WORK TO COMPLETE:
Quote every line of the data below as it stands, omitting pictures.

***** RAW DATA

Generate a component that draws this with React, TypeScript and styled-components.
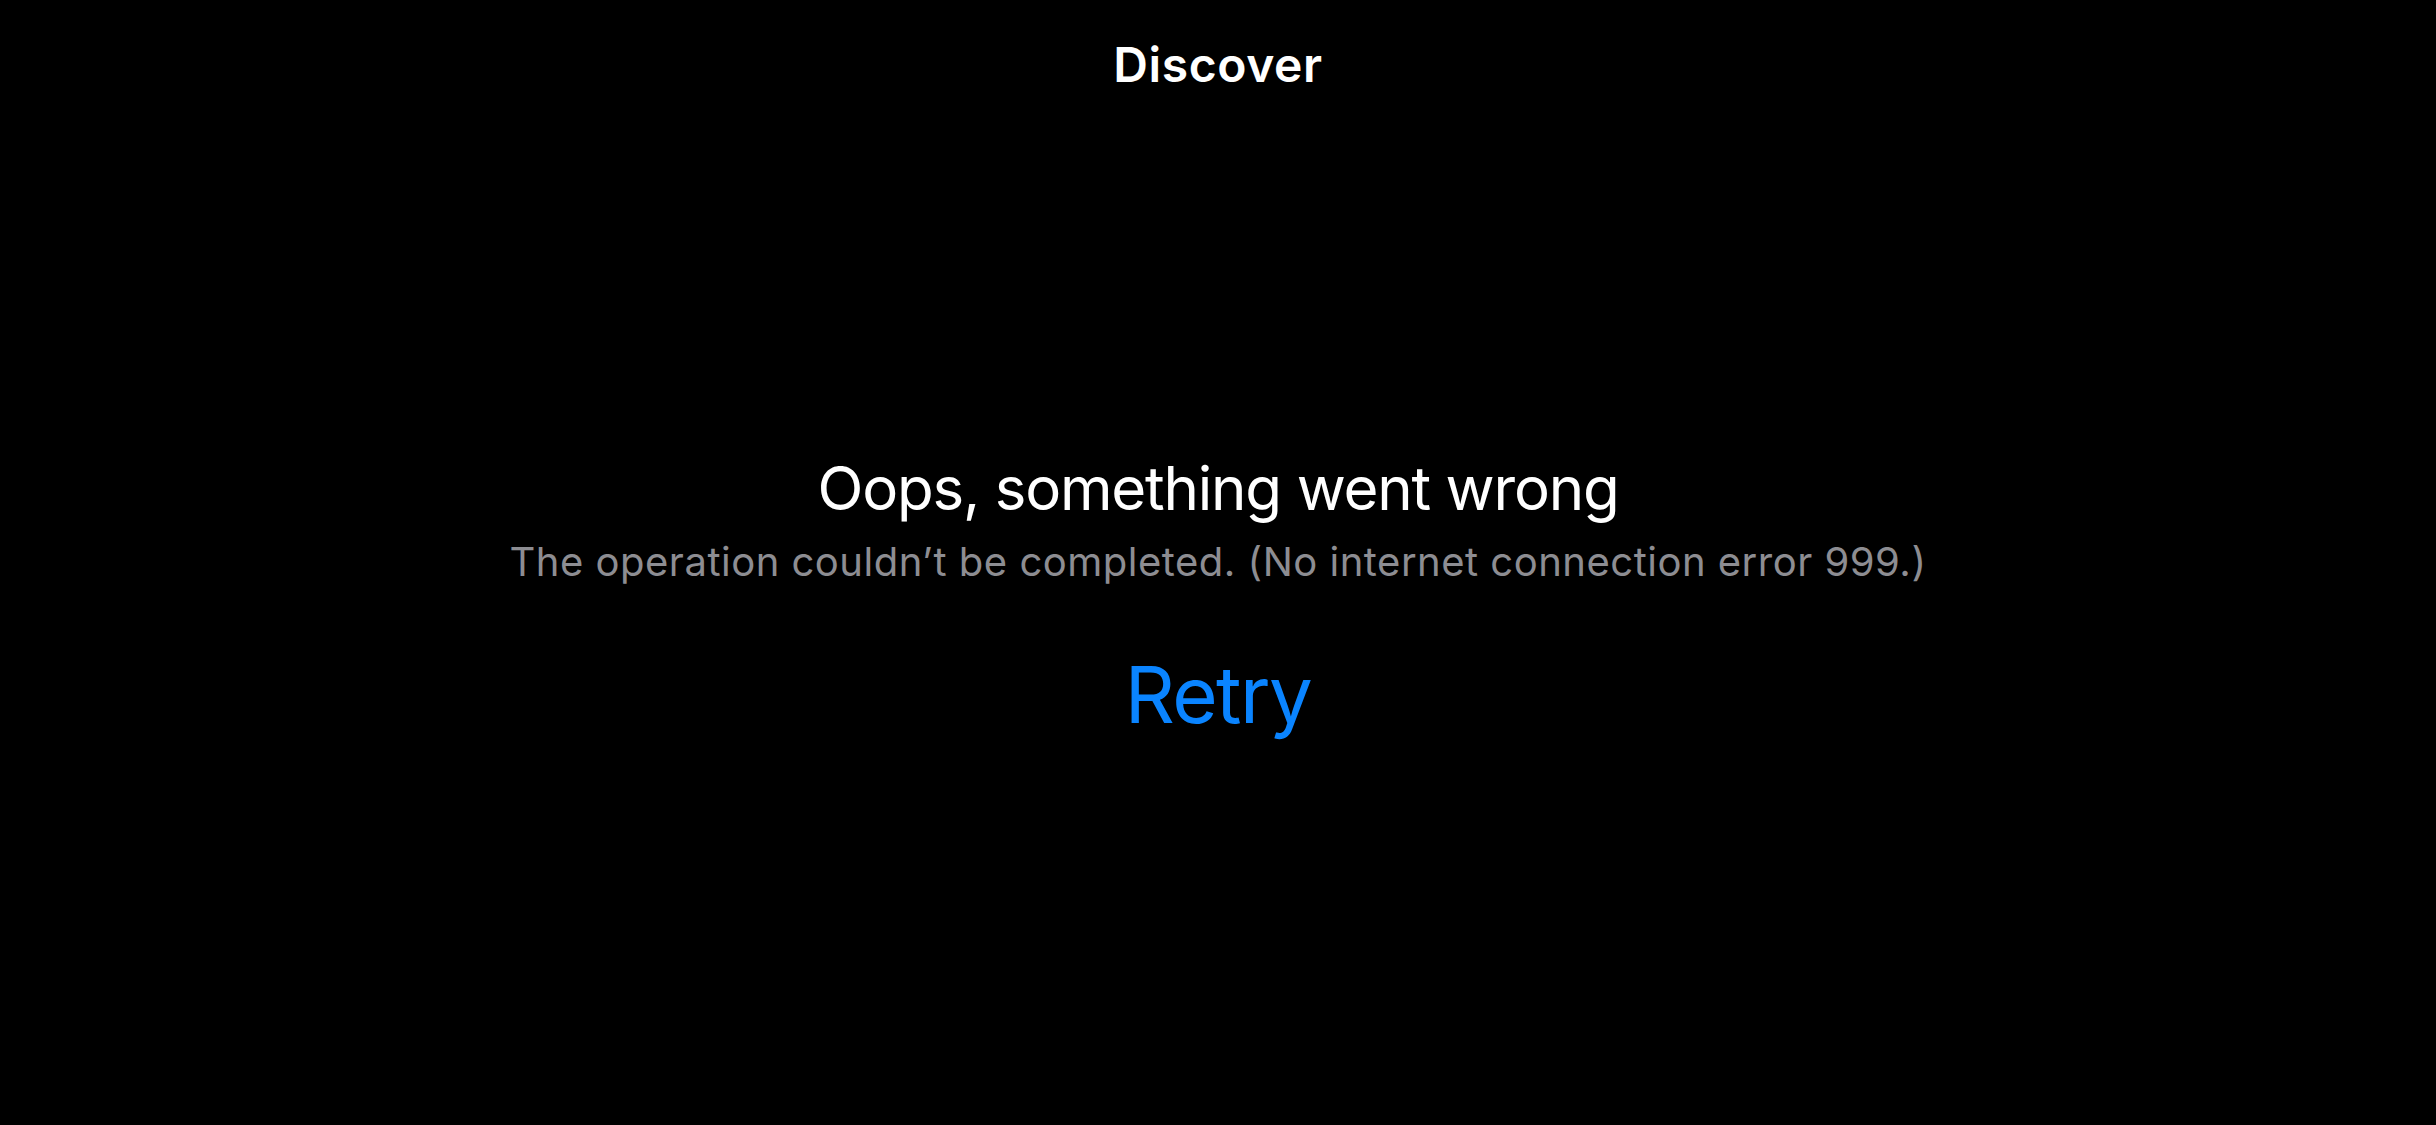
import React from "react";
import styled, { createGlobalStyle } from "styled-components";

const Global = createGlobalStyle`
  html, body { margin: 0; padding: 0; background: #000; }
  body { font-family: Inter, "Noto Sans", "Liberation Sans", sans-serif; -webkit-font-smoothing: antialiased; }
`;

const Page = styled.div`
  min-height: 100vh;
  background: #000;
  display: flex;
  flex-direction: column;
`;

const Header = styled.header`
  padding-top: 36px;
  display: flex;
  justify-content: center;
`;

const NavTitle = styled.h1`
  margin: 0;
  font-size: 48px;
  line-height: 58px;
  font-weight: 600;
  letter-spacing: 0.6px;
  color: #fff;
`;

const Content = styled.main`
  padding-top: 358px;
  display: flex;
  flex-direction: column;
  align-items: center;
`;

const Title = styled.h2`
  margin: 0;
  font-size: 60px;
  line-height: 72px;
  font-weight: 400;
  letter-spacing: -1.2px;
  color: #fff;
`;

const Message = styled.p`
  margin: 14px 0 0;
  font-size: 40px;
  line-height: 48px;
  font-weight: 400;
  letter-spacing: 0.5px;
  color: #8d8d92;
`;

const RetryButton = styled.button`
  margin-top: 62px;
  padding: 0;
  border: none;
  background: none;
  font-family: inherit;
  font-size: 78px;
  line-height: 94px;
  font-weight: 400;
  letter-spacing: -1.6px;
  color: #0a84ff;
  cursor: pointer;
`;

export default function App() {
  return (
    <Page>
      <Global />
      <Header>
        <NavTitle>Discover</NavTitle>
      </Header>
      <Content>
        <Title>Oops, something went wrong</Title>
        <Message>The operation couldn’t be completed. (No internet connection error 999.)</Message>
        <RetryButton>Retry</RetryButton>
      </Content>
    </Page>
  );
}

**********

RESULT OF THE TASK:
Generate a component that draws this with React, TypeScript and styled-components.
import React from "react";
import styled, { createGlobalStyle } from "styled-components";

const Global = createGlobalStyle`
  html, body { margin: 0; padding: 0; background: #000; }
  body { font-family: Inter, "Noto Sans", "Liberation Sans", sans-serif; -webkit-font-smoothing: antialiased; }
`;

const Page = styled.div`
  min-height: 100vh;
  background: #000;
  display: flex;
  flex-direction: column;
`;

const Header = styled.header`
  padding-top: 36px;
  display: flex;
  justify-content: center;
`;

const NavTitle = styled.h1`
  margin: 0;
  font-size: 48px;
  line-height: 58px;
  font-weight: 600;
  letter-spacing: 0.6px;
  color: #fff;
`;

const Content = styled.main`
  padding-top: 358px;
  display: flex;
  flex-direction: column;
  align-items: center;
`;

const Title = styled.h2`
  margin: 0;
  font-size: 60px;
  line-height: 72px;
  font-weight: 400;
  letter-spacing: -1.2px;
  color: #fff;
`;

const Message = styled.p`
  margin: 14px 0 0;
  font-size: 40px;
  line-height: 48px;
  font-weight: 400;
  letter-spacing: 0.5px;
  color: #8d8d92;
`;

const RetryButton = styled.button`
  margin-top: 62px;
  padding: 0;
  border: none;
  background: none;
  font-family: inherit;
  font-size: 78px;
  line-height: 94px;
  font-weight: 400;
  letter-spacing: -1.6px;
  color: #0a84ff;
  cursor: pointer;
`;

export default function App() {
  return (
    <Page>
      <Global />
      <Header>
        <NavTitle>Discover</NavTitle>
      </Header>
      <Content>
        <Title>Oops, something went wrong</Title>
        <Message>The operation couldn’t be completed. (No internet connection error 999.)</Message>
        <RetryButton>Retry</RetryButton>
      </Content>
    </Page>
  );
}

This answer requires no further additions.